• **Supplied data**
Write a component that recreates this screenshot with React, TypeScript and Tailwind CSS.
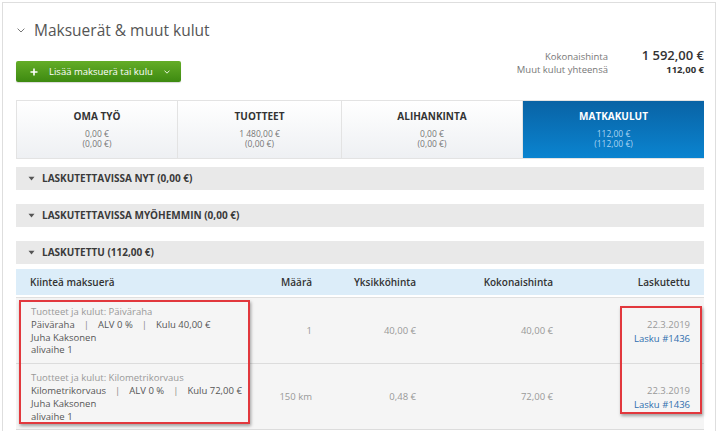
const tabs = [
  { label: 'OMA TYÖ', value: '0,00 €', billed: '(0,00 €)', active: false },
  { label: 'TUOTTEET', value: '1 480,00 €', billed: '(0,00 €)', active: false },
  { label: 'ALIHANKINTA', value: '0,00 €', billed: '(0,00 €)', active: false },
  { label: 'MATKAKULUT', value: '112,00 €', billed: '(112,00 €)', active: true },
];

const sections = ['LASKUTETTAVISSA NYT (0,00 €)', 'LASKUTETTAVISSA MYÖHEMMIN (0,00 €)', 'LASKUTETTU (112,00 €)'];

const rows = [
  {
    title: 'Tuotteet ja kulut: Päiväraha',
    name: 'Päiväraha',
    cost: 'Kulu 40,00 €',
    qty: '1',
    unit: '40,00 €',
    total: '40,00 €',
  },
  {
    title: 'Tuotteet ja kulut: Kilometrikorvaus',
    name: 'Kilometrikorvaus',
    cost: 'Kulu 72,00 €',
    qty: '150 km',
    unit: '0,48 €',
    total: '72,00 €',
  },
];

const Caret = () => (
  <svg width="7" height="5" viewBox="0 0 7 5" className="shrink-0">
    <path d="M0.5 0.8 L6.5 0.8 L3.5 4.5 Z" fill="#555" />
  </svg>
);

const App: React.FC = () => {
  return (
    <div className="relative w-[720px] h-[431px] overflow-hidden bg-white font-['Open_Sans',sans-serif]">
      <div className="ml-[2px] mt-[2px] w-[714px] h-[440px] border border-[#dedede] pl-[13px] pr-[11px]">
        {/* heading */}
        <div className="flex items-center h-[26px] mt-[14px]">
          <svg width="8" height="5" viewBox="0 0 8 5" className="ml-[1px] mr-[9px]">
            <path d="M0.6 0.6 L4 4 L7.4 0.6" fill="none" stroke="#777" strokeWidth="1" />
          </svg>
          <h1 className="text-[15.5px] leading-[26px] text-[#555]">Maksuerät &amp; muut kulut</h1>
        </div>

        <div className="flex justify-between items-end mt-[16px] h-[23px]">
          <button className="flex items-center h-[21px] w-[165px] rounded-[2px] bg-gradient-to-b from-[#64ad27] to-[#3d8a10] pl-[14px] text-white shadow-[0_1px_1px_rgba(0,0,0,0.15)]">
            <svg width="8" height="8" viewBox="0 0 8 8" className="mr-[11px]">
              <path d="M4 0.5 V7.5 M0.5 4 H7.5" stroke="#fff" strokeWidth="1.6" />
            </svg>
            <span className="text-[9.5px] leading-none">Lisää maksuerä tai kulu</span>
            <svg width="6" height="4" viewBox="0 0 6 4" className="ml-[11px]">
              <path d="M0.5 0.6 L3 3.2 L5.5 0.6" fill="none" stroke="#e6f2dc" strokeWidth="1" />
            </svg>
          </button>
          <div className="grid grid-cols-[auto_96px] items-baseline mb-[6px] text-right">
            <span className="text-[9.5px] leading-[13px] text-[#777]">Kokonaishinta</span>
            <span className="text-[13px] leading-[13px] font-semibold text-[#333]">1 592,00 €</span>
            <span className="text-[9.5px] leading-[13px] text-[#777]">Muut kulut yhteensä</span>
            <span className="text-[9.5px] leading-[13px] font-bold text-[#333]">112,00 €</span>
          </div>
        </div>

        {/* tabs */}
        <div className="grid grid-cols-[161px_164px_181px_181px] h-[59px] mt-[18px] border border-[#e3e3e3]">
          {tabs.map((t, i) => (
            <div
              key={t.label}
              className={
                t.active
                  ? 'flex flex-col items-center bg-gradient-to-b from-[#0963a5] to-[#0a84d0] pt-[9px]'
                  : `flex flex-col items-center bg-gradient-to-b from-white to-[#eef0f3] pt-[9px] ${i < 3 ? 'border-r border-[#e3e3e3]' : ''}`
              }
            >
              <span className={`text-[10px] leading-[13px] font-bold ${t.active ? 'text-white' : 'text-[#333]'}`}>{t.label}</span>
              <span className={`mt-[6px] text-[8.5px] leading-[10px] ${t.active ? 'text-[#a8d4f2]' : 'text-[#777]'}`}>{t.value}</span>
              <span className={`text-[8.5px] leading-[10px] ${t.active ? 'text-[#a8d4f2]' : 'text-[#777]'}`}>{t.billed}</span>
            </div>
          ))}
        </div>

        {/* sections */}
        <div className="flex flex-col gap-[14px] mt-[8px]">
          {sections.map((s) => (
            <div key={s} className="flex items-center h-[23px] bg-[#e9e9e9] pl-[12px] gap-[7px]">
              <Caret />
              <span className="text-[10px] font-bold text-[#3a3a3a]">{s}</span>
            </div>
          ))}
        </div>

        {/* table */}
        <div className="mt-[5px] border-b border-[#dcdcdc]">
          <div className="grid grid-cols-[1fr_60px_104px_137px_137px] items-center h-[26px] bg-[#dcedf9] px-[14px] text-[10px] font-semibold text-[#333]">
            <span>Kiinteä maksuerä</span>
            <span className="text-right">Määrä</span>
            <span className="text-right">Yksikköhinta</span>
            <span className="text-right">Kokonaishinta</span>
            <span className="text-right">Laskutettu</span>
          </div>
          <div className="h-[3px] bg-white border-b border-[#e0e0e0]" />
          {rows.map((r, i) => (
            <div
              key={r.title}
              className={`grid grid-cols-[1fr_60px_104px_137px_137px] items-center bg-[#f5f5f5] px-[14px] pt-[8px] pb-[6px] text-[9.5px] leading-[12.8px] ${i === 0 ? 'border-b border-[#dcdcdc]' : ''}`}
            >
              <div className="pl-[1px] whitespace-nowrap">
                <div className="text-[#999]">{r.title}</div>
                <div className="text-[#555] flex">
                  <span>{r.name}</span>
                  <span className="mx-[9px] text-[#888]">|</span>
                  <span>ALV 0 %</span>
                  <span className="mx-[9px] text-[#888]">|</span>
                  <span>{r.cost}</span>
                </div>
                <div className="text-[#555]">Juha Kaksonen</div>
                <div className="text-[#555]">alivaihe 1</div>
              </div>
              <span className="text-right text-[#999]">{r.qty}</span>
              <span className="text-right text-[#999]">{r.unit}</span>
              <span className="text-right text-[#999]">{r.total}</span>
              <div className="flex flex-col items-end">
                <span className="text-[#999] leading-[14px]">22.3.2019</span>
                <span className="text-[#2f6eae] leading-[14px]">Lasku #1436</span>
              </div>
            </div>
          ))}
        </div>
      </div>

      {/* annotation boxes */}
      <div className="absolute left-[19px] top-[300px] w-[231px] h-[124px] border-2 border-[#e2383d] shadow-[1px_2px_3px_rgba(0,0,0,0.35)]" />
      <div className="absolute left-[620px] top-[306px] w-[82px] h-[108px] border-2 border-[#e2383d] shadow-[1px_2px_3px_rgba(0,0,0,0.35)]" />
    </div>
  );
};

export default App;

• **Job**
Search the preceding listing for the word "React" and pull out every line that holds it.

• **Task solution**
Write a component that recreates this screenshot with React, TypeScript and Tailwind CSS.
const App: React.FC = () => {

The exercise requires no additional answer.